Lack of Progressivity: Unlike progressive tax systems, flat taxes do not adjust based on the taxpayer’s ability to pay, potentially leading to increased income inequality.
Flat Tax vs Progressive Tax
Comparing flat taxes to progressive taxes, where tax rates increase as income increases, several key differences emerge. Progressive taxes are designed to be redistributive, potentially reducing income inequality by taxing higher-income earners at higher rates. In the United States, the income tax system is progressive, with seven income tax brackets with rates starting from 10%, 12%, 22%, 24%, 32%, 35%, and 37%. Flat taxes, while simpler, do not have the mechanism of fiscal redistribution, which can make them less effective at addressing societal wealth gaps. This contrast forms a significant part of the debate on which tax system better promotes fairness and economic growth.
Surprising Overlaps: Flat Tax vs Sales Tax
While fundamentally different—flat taxes being direct and sales taxes being indirect—they overlap in how they can influence consumer behavior and economic stability. Both systems are praised for their simplicity and efficiency in collection but critiqued for their regressive impacts on different income groups.

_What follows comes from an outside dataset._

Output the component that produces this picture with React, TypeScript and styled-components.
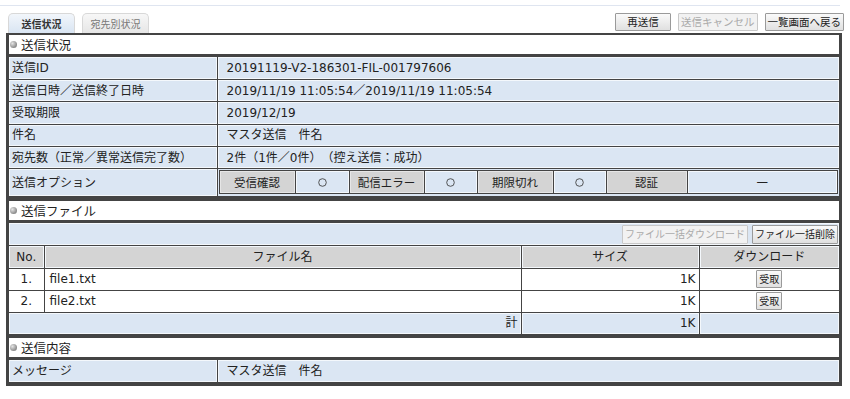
import React from "react";
import styled, { createGlobalStyle, css } from "styled-components";

const Global = createGlobalStyle`
  html, body { margin: 0; padding: 0; background: #fff; }
  body { font-family: "DejaVu Sans", "Noto Sans CJK JP", sans-serif; color: #222; }
  * { box-sizing: border-box; }
`;

const Page = styled.div`
  width: 850px;
  padding: 5px 8px 0 6px;
`;

const TopLine = styled.div`
  height: 1px;
  background: #dfe5f0;
  margin: 0 2px 7px -6px;
`;

const BarRow = styled.div`
  display: flex;
  align-items: flex-end;
  justify-content: space-between;
  height: 20px;
`;

const Tabs = styled.div`
  display: flex;
  gap: 7px;
  padding-left: 2px;
  align-items: flex-end;
`;

const Tab = styled.div<{ $active?: boolean }>`
  width: 67px;
  height: 20px;
  border: 1px solid #d8d8d8;
  border-bottom: none;
  border-radius: 5px 5px 0 0;
  font-family: "Noto Sans CJK JP", sans-serif;
  font-size: 10px;
  line-height: 19px;
  text-align: center;
  ${(p) =>
    p.$active
      ? css`
          background: linear-gradient(#f2f6fb, #d9e5f3);
          color: #333;
          font-weight: bold;
        `
      : css`
          background: linear-gradient(#f7f7f7, #e6e6e6);
          color: #777;
        `}
`;

const Actions = styled.div`
  display: flex;
  gap: 7px;
  padding-bottom: 2px;
  margin-right: -2px;
`;

const Btn = styled.button<{ $disabled?: boolean; $w?: number }>`
  font-family: "Noto Sans CJK JP", sans-serif;
  font-size: 10.5px;
  height: 18px;
  line-height: 16px;
  padding: 0 2px;
  border: 1px solid ${(p) => (p.$disabled ? "#c8c8c8" : "#9a9a9a")};
  background: ${(p) => (p.$disabled ? "#f2f2f2" : "linear-gradient(#fafafa, #e0e0e0)")};
  color: ${(p) => (p.$disabled ? "#aaa" : "#222")};
  border-radius: 1px;
  cursor: default;
  min-width: ${(p) => (p.$w ? p.$w + "px" : "auto")};
`;

const Frame = styled.div`
  width: 836px;
  border-left: 3px solid #444;
  border-right: 3px solid #444;
  border-bottom: 3px solid #444;
`;

const Section = styled.div<{ $top: number }>`
  border-top: ${(p) => p.$top}px solid #444;
`;

const SectionTitle = styled.div`
  height: 22px;
  display: flex;
  align-items: center;
  gap: 4px;
  padding-left: 1px;
  font-size: 12.5px;
  background: #fff;
  border-bottom: 3px solid #444;
`;

const Bullet = styled.span`
  width: 7px;
  height: 7px;
  border-radius: 50%;
  background: radial-gradient(circle at 35% 35%, #e4e4e4, #8a8a8a 70%, #666);
`;

const Table = styled.table`
  width: 100%;
  border-collapse: collapse;
  table-layout: fixed;
  font-size: 12px;
`;

const Cell = styled.td<{
  $bg?: "blue" | "gray" | "white";
  $align?: "left" | "center" | "right";
  $pad?: number;
  $h?: number;
}>`
  height: ${(p) => p.$h ?? 22.4}px;
  padding: 0 ${(p) => (p.$pad ?? 3)}px;
  border: 1px solid #444;
  box-shadow: inset 0 0 0 1px ${(p) => (p.$bg === "white" ? "#fff" : "#f4f8fc")};
  background: ${(p) =>
    p.$bg === "gray" ? "#d4d4d4" : p.$bg === "white" ? "#fff" : "#dbe6f3"};
  text-align: ${(p) => p.$align ?? "left"};
  vertical-align: middle;
  line-height: 18px;
  white-space: nowrap;
  overflow: hidden;
`;

const Row = styled.tr`
  &:first-child td { border-top: none; }
  td:first-child { border-left: none; }
  td:last-child { border-right: none; }
`;

const OptCell = styled.td`
  padding: 1px 1px 2px 1px;
  border: 1px solid #444;
  border-right: none;
  background: #dbe6f3;
`;

const OptGrid = styled.div`
  display: grid;
  grid-template-columns: 76px 54px 75px 53px 76px 53px 81px 1fr;
  border: 1px solid #444;
  height: 24px;
`;

const OptBox = styled.div<{ $gray?: boolean }>`
  display: flex;
  align-items: center;
  justify-content: center;
  font-size: 11.5px;
  background: ${(p) => (p.$gray ? "#d4d4d4" : "#dbe6f3")};
  border-right: 1px solid #444;
  box-shadow: inset 0 0 0 1px ${(p) => (p.$gray ? "#e6e6e6" : "#f4f8fc")};
  &:last-child { border-right: none; }
`;

const Toolbar = styled.div`
  height: 23px;
  background: #dbe6f3;
  display: flex;
  justify-content: flex-end;
  align-items: center;
  gap: 4px;
  padding-right: 1px;
  border-bottom: 1px solid #444;
  box-shadow: inset 0 0 0 1px #f4f8fc;
`;

const SmallBtn = styled.button<{ $disabled?: boolean }>`
  font-family: "Noto Sans CJK JP", sans-serif;
  font-size: 10px;
  height: 18px;
  line-height: 16px;
  padding: 0 2px;
  border: 1px solid #9a9a9a;
  background: linear-gradient(#fafafa, #e0e0e0);
  color: #222;
  border-radius: 1px;
  ${(p) =>
    p.$disabled &&
    css`
      color: #aaa;
      border-color: #c8c8c8;
      background: #f2f2f2;
    `}
`;

const ToolBtn = styled(SmallBtn)`
  height: 19px;
`;

const Circle = () => (
  <svg width="9" height="9" viewBox="0 0 9 9">
    <circle cx="4.5" cy="4.5" r="3.8" fill="none" stroke="#444" strokeWidth="0.9" />
  </svg>
);

const infoRows: [string, string][] = [
  ["送信ID", "20191119-V2-186301-FIL-001797606"],
  ["送信日時／送信終了日時", "2019/11/19 11:05:54／2019/11/19 11:05:54"],
  ["受取期限", "2019/12/19"],
  ["件名", "マスタ送信　件名"],
  ["宛先数（正常／異常送信完了数）", "2件（1件／0件）　（控え送信：成功）"],
];

const files = [
  { no: "1.", name: "file1.txt", size: "1K" },
  { no: "2.", name: "file2.txt", size: "1K" },
];

export default function App() {
  return (
    <Page>
      <Global />
      <TopLine />
      <BarRow>
        <Tabs>
          <Tab $active>送信状況</Tab>
          <Tab>宛先別状況</Tab>
        </Tabs>
        <Actions>
          <Btn $w={56}>再送信</Btn>
          <Btn $disabled>送信キャンセル</Btn>
          <Btn>一覧画面へ戻る</Btn>
        </Actions>
      </BarRow>
      <Frame>
        <Section $top={2}>
          <SectionTitle>
            <Bullet />
            送信状況
          </SectionTitle>
          <Table>
            <colgroup>
              <col style={{ width: 208 }} />
              <col />
            </colgroup>
            <tbody>
              {infoRows.map(([k, v]) => (
                <Row key={k}>
                  <Cell>{k}</Cell>
                  <Cell $pad={9}>{v}</Cell>
                </Row>
              ))}
              <Row>
                <Cell $h={26}>送信オプション</Cell>
                <OptCell>
                  <OptGrid>
                    <OptBox $gray>受信確認</OptBox>
                    <OptBox>
                      <Circle />
                    </OptBox>
                    <OptBox $gray>配信エラー</OptBox>
                    <OptBox>
                      <Circle />
                    </OptBox>
                    <OptBox $gray>期限切れ</OptBox>
                    <OptBox>
                      <Circle />
                    </OptBox>
                    <OptBox $gray>認証</OptBox>
                    <OptBox>—</OptBox>
                  </OptGrid>
                </OptCell>
              </Row>
            </tbody>
          </Table>
        </Section>
        <Section $top={4}>
          <SectionTitle>
            <Bullet />
            送信ファイル
          </SectionTitle>
          <Toolbar>
            <ToolBtn $disabled>ファイル一括ダウンロード</ToolBtn>
            <ToolBtn>ファイル一括削除</ToolBtn>
          </Toolbar>
          <Table>
            <colgroup>
              <col style={{ width: 35 }} />
              <col style={{ width: 477 }} />
              <col style={{ width: 178 }} />
              <col />
            </colgroup>
            <tbody>
              <Row>
                <Cell $bg="gray" $align="center" $h={22}>No.</Cell>
                <Cell $bg="gray" $align="center" $h={22}>ファイル名</Cell>
                <Cell $bg="gray" $align="center" $h={22}>サイズ</Cell>
                <Cell $bg="gray" $align="center" $h={22}>ダウンロード</Cell>
              </Row>
              {files.map((f) => (
                <Row key={f.no}>
                  <Cell $bg="white" $align="center" $h={22}>{f.no}</Cell>
                  <Cell $bg="white" $pad={5} $h={22}>{f.name}</Cell>
                  <Cell $bg="white" $align="right" $h={22}>{f.size}</Cell>
                  <Cell $bg="white" $align="center" $h={22}>
                    <SmallBtn>受取</SmallBtn>
                  </Cell>
                </Row>
              ))}
              <Row>
                <Cell colSpan={2} $align="right" $h={22}>計</Cell>
                <Cell $align="right" $h={22}>1K</Cell>
                <Cell $h={22} />
              </Row>
            </tbody>
          </Table>
        </Section>
        <Section $top={3}>
          <SectionTitle>
            <Bullet />
            送信内容
          </SectionTitle>
          <Table>
            <colgroup>
              <col style={{ width: 208 }} />
              <col />
            </colgroup>
            <tbody>
              <Row>
                <Cell>メッセージ</Cell>
                <Cell $pad={9}>マスタ送信　件名</Cell>
              </Row>
            </tbody>
          </Table>
        </Section>
      </Frame>
    </Page>
  );
}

Interestingly, both tax types can coexist within the same economy, complementing each other. For example, a state with a flat income tax might still employ a sales tax to ensure a diversified revenue stream that captures income from both residents and non-residents (such as tourists). This dual approach can balance out the regressive nature of one with the broader applicability of the other.
Conclusion
The debate between flat tax and sales tax is nuanced and complex, encompassing economic theories and real-world applications. Georgia’s example of implementing a flat tax offers valuable insights into the outcomes of such policies. As states and countries consider various tax structures, they must weigh the simplicity and economic incentives of flat taxes against the equity and revenue capabilities of more progressive systems. In the end, the choice of tax system depends on a society’s values, economic objectives, and the specific financial realities it faces.